Skloot, who spent well more than a decade breaking down the Lacks family to the point where they were willing to be interviewed, and then learning their story, organizes the book in an interesting way. In alternating chapters, she tells the scientific story of the HeLa cells, from 1951 to the present, and she delves into the ramifications of taking those cells on the Lacks family. Back in the early 1950s, Hopkins was committed to providing charitable medical care for the poor black patients who lived in and around the hospital, and like many other research institutions, they sampled human tissue from their patients without their consent. This was during a time when researchers were trying to culture human cells, and had previously been unsuccessful. But when cells were taken from Lacks during a surgical procedure, they grew in abundance.
For many years, the Lacks family didn't know about Henrietta's contributions to medical science, but once they learned that their mother's cells were still alive, it aroused all kinds of ethical and spiritual questions for them: could their mother's soul find rest of her cells still lived, did they stand to profit from the donation of these cells, would physicians come after them seeking more samples? Henrietta's family suffered after their mother's death-- one of the children was mentally retarded (probably due to congenital syphilis), the others suffered from hearing loss, the boys got in trouble with the law, and the remaining daughter married abusive men. It was difficult for them to understand what it meant that their mother's cells continued to live.
On the one hand, I admire Skloot's diligence in pursing a relationship with the Lacks family. I think she genuinely cared for the family and felt particularly close to Lacks's youngest daughter, Deborah.
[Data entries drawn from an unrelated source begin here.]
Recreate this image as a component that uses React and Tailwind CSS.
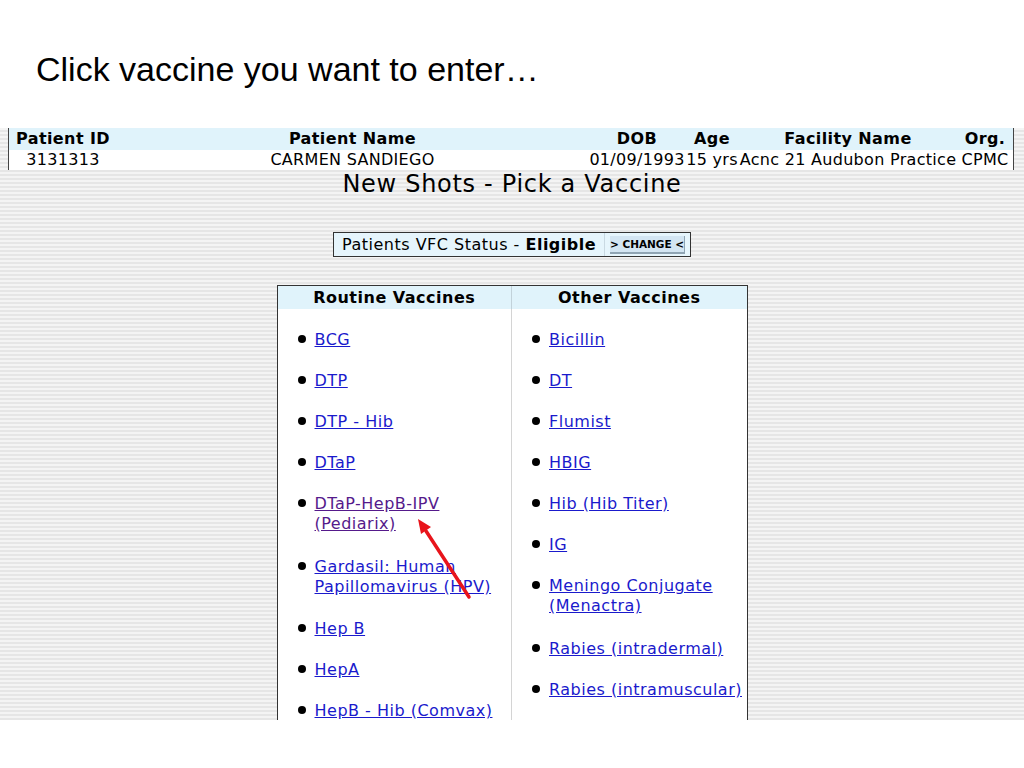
const routine = [
  ["BCG"],
  ["DTP"],
  ["DTP - Hib"],
  ["DTaP"],
  ["DTaP-HepB-IPV", "(Pediarix)"],
  ["Gardasil: Human", "Papillomavirus (HPV)"],
  ["Hep B"],
  ["HepA"],
  ["HepB - Hib (Comvax)"],
];

const other = [
  ["Bicillin"],
  ["DT"],
  ["Flumist"],
  ["HBIG"],
  ["Hib (Hib Titer)"],
  ["IG"],
  ["Meningo Conjugate", "(Menactra)"],
  ["Rabies (intradermal)"],
  ["Rabies (intramuscular)"],
];

function VaccineList({ items, visited }) {
  return (
    <div className="flex flex-col gap-[21px] pt-[21px] pl-[20px]">
      {items.map((lines) => {
        const seen = visited === lines[0];
        return (
          <div key={lines[0]} className={`flex items-start ${lines.length > 1 ? "pb-[1.5px]" : ""}`}>
            <span className="mt-[5px] w-[8px] h-[8px] rounded-full bg-black shrink-0" />
            <a
              href="#"
              className={`ml-[9px] text-[16px] leading-[20px] tracking-[0.5px] underline whitespace-nowrap ${
                seen ? "text-[#551a8b]" : "text-[#1a1acc]"
              }`}
            >
              {lines.map((l, i) => (
                <span key={l}>
                  {i > 0 && <br />}
                  {l}
                </span>
              ))}
            </a>
          </div>
        );
      })}
    </div>
  );
}

export default function App() {
  return (
    <div className="w-[1024px] h-[768px] bg-white overflow-hidden relative">
      <h1 className="pt-[49px] pl-[36px] h-[128px] text-[34px] leading-[40px] text-black font-['Liberation_Sans',Arial,sans-serif]">
        Click vaccine you want to enter…
      </h1>

      <div className="relative h-[592px] overflow-hidden bg-[repeating-linear-gradient(180deg,#f4f4f4_0px,#f4f4f4_2px,#e6e6e6_2px,#e6e6e6_4px)] font-['DejaVu_Sans',Verdana,sans-serif] text-black">
        {/* patient header */}
        <div className="ml-[8px] w-[1006px] border-l border-r border-[#444]">
          <div className="grid grid-cols-[108px_471px_98px_52px_220px_54px] bg-[#e0f3fb] h-[22px] text-[16px] leading-[22px] tracking-[0.4px] font-bold text-center whitespace-nowrap">
            <div>Patient ID</div>
            <div>Patient Name</div>
            <div>DOB</div>
            <div>Age</div>
            <div>Facility Name</div>
            <div>Org.</div>
          </div>
          <div className="grid grid-cols-[108px_471px_98px_52px_220px_54px] bg-white h-[20px] text-[16px] leading-[20px] tracking-[0.3px] text-center whitespace-nowrap">
            <div>3131313</div>
            <div>CARMEN SANDIEGO</div>
            <div>01/09/1993</div>
            <div>15 yrs</div>
            <div>Acnc 21 Audubon Practice</div>
            <div>CPMC</div>
          </div>
        </div>

        <h2 className="text-center text-[24px] leading-[28px] tracking-[0.7px]">New Shots - Pick a Vaccine</h2>

        {/* VFC status */}
        <div className="mx-auto mt-[34px] w-[358px] h-[25px] flex items-stretch border border-[#333] bg-[#e6f5fc]">
          <div className="flex-1 pl-[8px] text-[16px] leading-[23px] tracking-[0.5px] whitespace-nowrap">
            Patients VFC Status - <span className="font-bold">Eligible</span>
          </div>
          <div className="w-px bg-[#c9d9e2]" />
          <div className="flex items-center px-[5px]">
            <button className="w-[75px] h-[18px] text-[10.5px] leading-[16px] font-bold bg-[#d3e5f2] border-b-2 border-r border-[#8fa4b3] whitespace-nowrap">
              &gt; CHANGE &lt;
            </button>
          </div>
        </div>

        {/* vaccine table */}
        <div className="mx-auto mt-[28px] w-[471px] border-l border-r border-t border-[#333] bg-white h-[500px]">
          <div className="grid grid-cols-2 h-[23px] bg-[#e0f3fb] text-[16px] leading-[23px] tracking-[0.5px] font-bold text-center">
            <div className="border-r border-[#c2d2da]">Routine Vaccines</div>
            <div>Other Vaccines</div>
          </div>
          <div className="grid grid-cols-2 h-full">
            <div className="border-r border-[#d4d4d4]">
              <VaccineList items={routine} visited="DTaP-HepB-IPV" />
            </div>
            <div>
              <VaccineList items={other} />
            </div>
          </div>
        </div>

        {/* red arrow annotation */}
        <svg className="absolute left-0 top-0 pointer-events-none" width="1024" height="592">
          <line x1="469" y1="469" x2="426" y2="403" stroke="#e8141b" strokeWidth="3.5" strokeLinecap="round" />
          <polygon points="418,391 431,399 421,406" fill="#e8141b" />
        </svg>
      </div>
    </div>
  );
}
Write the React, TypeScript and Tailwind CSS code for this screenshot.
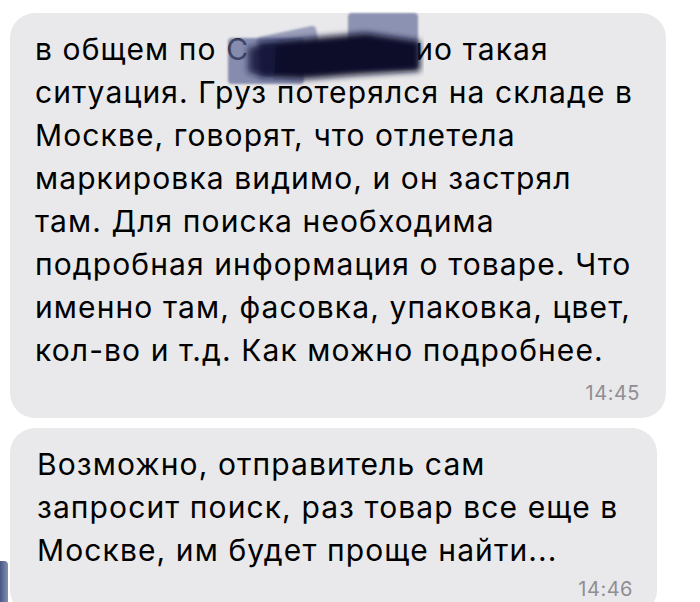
const first = [
  'ситуация. Груз потерялся на складе в',
  'Москве, говорят, что отлетела',
  'маркировка видимо, и он застрял',
  'там. Для поиска необходима',
  'подробная информация о товаре. Что',
  'именно там, фасовка, упаковка, цвет,',
  'кол-во и т.д. Как можно подробнее.',
]

const second = [
  'Возможно, отправитель сам',
  'запросит поиск, раз товар все еще в',
  'Москве, им будет проще найти...',
]

// blurred marker scribble that hides a word
function Scribble() {
  return (
    <svg className="absolute left-[189px] -top-[21px] pointer-events-none" width="200" height="84" viewBox="0 0 200 84">
      <defs>
        <filter id="soft" filterUnits="userSpaceOnUse" x="0" y="0" width="200" height="84">
          <feGaussianBlur stdDeviation="1.2" />
        </filter>
        <filter id="softer" filterUnits="userSpaceOnUse" x="0" y="0" width="200" height="84">
          <feGaussianBlur stdDeviation="3" />
        </filter>
      </defs>
      <g filter="url(#soft)">
        <rect x="4" y="31" width="76" height="46" rx="4" fill="#5b6494" fillOpacity="0.7" />
        <rect x="124" y="6" width="70" height="56" rx="4" fill="#5b6494" fillOpacity="0.65" />
        <rect x="36" y="24" width="60" height="40" rx="4" fill="#5b6494" fillOpacity="0.55" transform="rotate(-12 66 44)" />
      </g>
      <g filter="url(#softer)">
        <path d="M34 36 L97 30 L142 26 L196 34 L196 64 L132 68 L82 72 L34 70 Z" fill="#0b0f2a" />
        <path d="M24 40 L52 38 L50 70 L24 66 Z" fill="#151b40" fillOpacity="0.85" />
      </g>
    </svg>
  )
}

export default function App() {
  return (
    <main
      className="w-[700px] h-[602px] overflow-hidden bg-white text-black pt-[13px]"
      style={{ fontFamily: 'Inter, "Noto Sans", sans-serif' }}
    >
      <div className="flex flex-col gap-[10px]">
        {/* first message */}
        <div className="flex">
          <div className="w-[10px] shrink-0" />
          <div className="w-[656px] rounded-[25px] bg-[#e9e9eb] pl-[25px] pr-[26px] pt-[15px] pb-[13px]">
            <div className="text-[30px] leading-[43px] tracking-[1.1px] whitespace-nowrap">
              <div className="relative">
                в общем по С<span className="inline-block w-[166px]">&nbsp;</span>ио такая
                <Scribble />
              </div>
              {first.map(l => (
                <div key={l}>{l}</div>
              ))}
            </div>
            <div className="text-right text-[20px] leading-[24px] tracking-[0.5px] text-[#8e8e93] mt-[9px]">14:45</div>
          </div>
        </div>

        {/* second message */}
        <div className="flex">
          <div className="w-[10px] shrink-0 flex flex-col justify-end">
            <div className="w-[8px] h-[54px] rounded-tr-[4px] bg-gradient-to-r from-[#4a5785] to-[#8490b4]" />
          </div>
          <div className="w-[647px] rounded-[25px] bg-[#e9e9eb] pl-[27px] pr-[24px] pt-[15px] pb-[14px]">
            <div className="text-[30px] leading-[43px] tracking-[1.1px] whitespace-nowrap">
              {second.map(l => (
                <div key={l}>{l}</div>
              ))}
            </div>
            <div className="text-right text-[20px] leading-[24px] tracking-[0.5px] text-[#8e8e93] mt-[5px]">14:46</div>
          </div>
        </div>
      </div>
    </main>
  )
}
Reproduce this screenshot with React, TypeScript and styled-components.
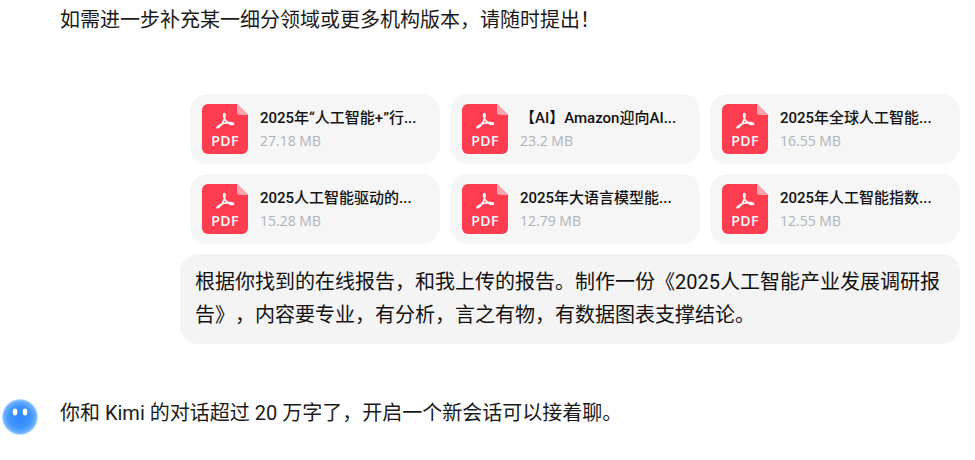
import React from 'react';
import styled, { createGlobalStyle } from 'styled-components';

const GlobalStyle = createGlobalStyle`
  html, body {
    margin: 0;
    padding: 0;
    background: #fff;
    overflow: hidden;
  }
  body {
    font-family: Roboto, 'Noto Sans CJK SC', sans-serif;
    color: #000;
    text-spacing-trim: space-all;
  }
`;

const Page = styled.div`
  width: 975px;
  height: 460px;
  display: flex;
  flex-direction: column;
  box-sizing: border-box;
  padding-right: 15px;
`;

const AnswerText = styled.div`
  margin: 0 0 0 60px;
  height: 40px;
  font-size: 20px;
  line-height: 40px;
  color: #1a1a1a;
`;

const UserBlock = styled.div`
  margin-top: 54px;
  display: flex;
  flex-direction: column;
  align-items: flex-end;
  gap: 10px;
`;

const FileGrid = styled.div`
  display: grid;
  grid-template-columns: repeat(3, 250px);
  gap: 10px;
`;

const FileCard = styled.div`
  height: 70px;
  box-sizing: border-box;
  padding: 0 12px;
  display: flex;
  align-items: center;
  gap: 12px;
  background: #f6f6f6;
  border-radius: 18px;
`;

const FileInfo = styled.div`
  min-width: 0;
  display: flex;
  flex-direction: column;
  gap: 2px;
`;

const FileName = styled.div`
  font-size: 15px;
  line-height: 22px;
  font-weight: 500;
  color: #111;
  white-space: nowrap;
`;

const FileSize = styled.div`
  font-family: 'Open Sans', sans-serif;
  font-size: 14px;
  line-height: 20px;
  color: #b0b3b8;
`;

const Bubble = styled.div`
  width: 780px;
  box-sizing: border-box;
  padding: 12px 15px;
  background: #f4f4f5;
  border-radius: 18px;
  font-size: 20px;
  line-height: 33px;
  color: #111;
`;

const NoticeRow = styled.div`
  margin-top: 49px;
  display: flex;
  align-items: flex-start;
  gap: 22px;
  padding-left: 2px;
`;

const AvatarWrap = styled.div`
  margin-top: 6px;
  width: 36px;
  height: 36px;
`;

const NoticeText = styled.div`
  font-size: 20px;
  line-height: 40px;
  color: #1a1a1a;
`;

function PdfIcon() {
  return (
    <svg width="46" height="50" viewBox="0 0 46 50" fill="none">
      <path
        d="M6 0H35L46 11V44a6 6 0 0 1-6 6H6a6 6 0 0 1-6-6V6a6 6 0 0 1 6-6Z"
        fill="#ff3d50"
      />
      <path d="M35 0L46 11H38a3 3 0 0 1-3-3V0Z" fill="#ffa3ad" />
      <path
        d="M15.8 23.6C19 22 22 17 23 12C23.4 9.5 22 8.8 21.6 10.5C21 13 24 18 27 19.5C29 20.5 31.5 20.8 31.5 19.8C31.5 18.6 27 18.2 23 19C20 19.6 15 22 15 23.4C15 24.2 15.5 24 15.8 23.6Z"
        stroke="#fff"
        strokeWidth="1.6"
        strokeLinejoin="round"
      />
      <text
        x="23"
        y="42"
        textAnchor="middle"
        fill="#fff"
        fontSize="14"
        fontWeight="600"
        letterSpacing="0.4"
        fontFamily="'Open Sans', sans-serif"
      >
        PDF
      </text>
    </svg>
  );
}

function KimiAvatar() {
  return (
    <svg width="36" height="36" viewBox="0 0 36 36">
      <defs>
        <radialGradient id="kimiBall" cx="50%" cy="50%" r="50%">
          <stop offset="0%" stopColor="#2f86ff" />
          <stop offset="60%" stopColor="#3f94ff" />
          <stop offset="90%" stopColor="#6fb2ff" />
          <stop offset="100%" stopColor="#cfe6ff" />
        </radialGradient>
      </defs>
      <circle cx="18" cy="18" r="18" fill="url(#kimiBall)" />
      <ellipse cx="13" cy="13" rx="2.3" ry="3.4" fill="#fff" />
      <ellipse cx="23" cy="13" rx="2.3" ry="3.4" fill="#fff" />
    </svg>
  );
}

const files = [
  { name: '2025年“人工智能+”行...', size: '27.18 MB' },
  { name: '【AI】Amazon迎向AI...', size: '23.2 MB' },
  { name: '2025年全球人工智能...', size: '16.55 MB' },
  { name: '2025人工智能驱动的...', size: '15.28 MB' },
  { name: '2025年大语言模型能...', size: '12.79 MB' },
  { name: '2025年人工智能指数...', size: '12.55 MB' },
];

export default function App() {
  return (
    <Page>
      <GlobalStyle />
      <AnswerText>如需进一步补充某一细分领域或更多机构版本，请随时提出！</AnswerText>
      <UserBlock>
        <FileGrid>
          {files.map((file) => (
            <FileCard key={file.name}>
              <PdfIcon />
              <FileInfo>
                <FileName>{file.name}</FileName>
                <FileSize>{file.size}</FileSize>
              </FileInfo>
            </FileCard>
          ))}
        </FileGrid>
        <Bubble>
          根据你找到的在线报告，和我上传的报告。制作一份《2025人工智能产业发展调研报告》，内容要专业，有分析，言之有物，有数据图表支撑结论。
        </Bubble>
      </UserBlock>
      <NoticeRow>
        <AvatarWrap>
          <KimiAvatar />
        </AvatarWrap>
        <NoticeText>你和 Kimi 的对话超过 20 万字了，开启一个新会话可以接着聊。</NoticeText>
      </NoticeRow>
    </Page>
  );
}
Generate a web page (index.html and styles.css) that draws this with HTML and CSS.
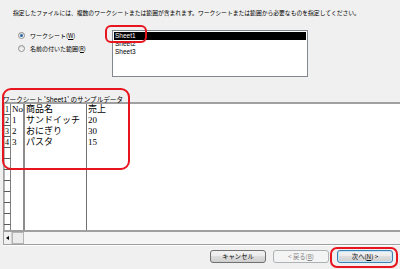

It's obvious that Deborah was not an easy person for an educated white writer like Skloot to get to know and learn to love, but she did it. On the other hand, there are times when Skloot's story sounds somewhat opportunistic. There's a passage toward the end of the story, for example, where Deborah and Skloot are traveling together in Maryland, in search of the death records of Henrietta's oldest daughter. Skloot shows Deborah slurping from a bottle of benadryl, rambling incoherently, and coming back to knock on her friend's door a dozen times before bedtime. In that passage, Deborah looks crazy, and although I'm sure it's accurate, portraying that part of the story felt a little bit unkind.
All in all, it's a fascinating story. I was more captivated by the first half of the book than the second, but the whole thing is worth reading.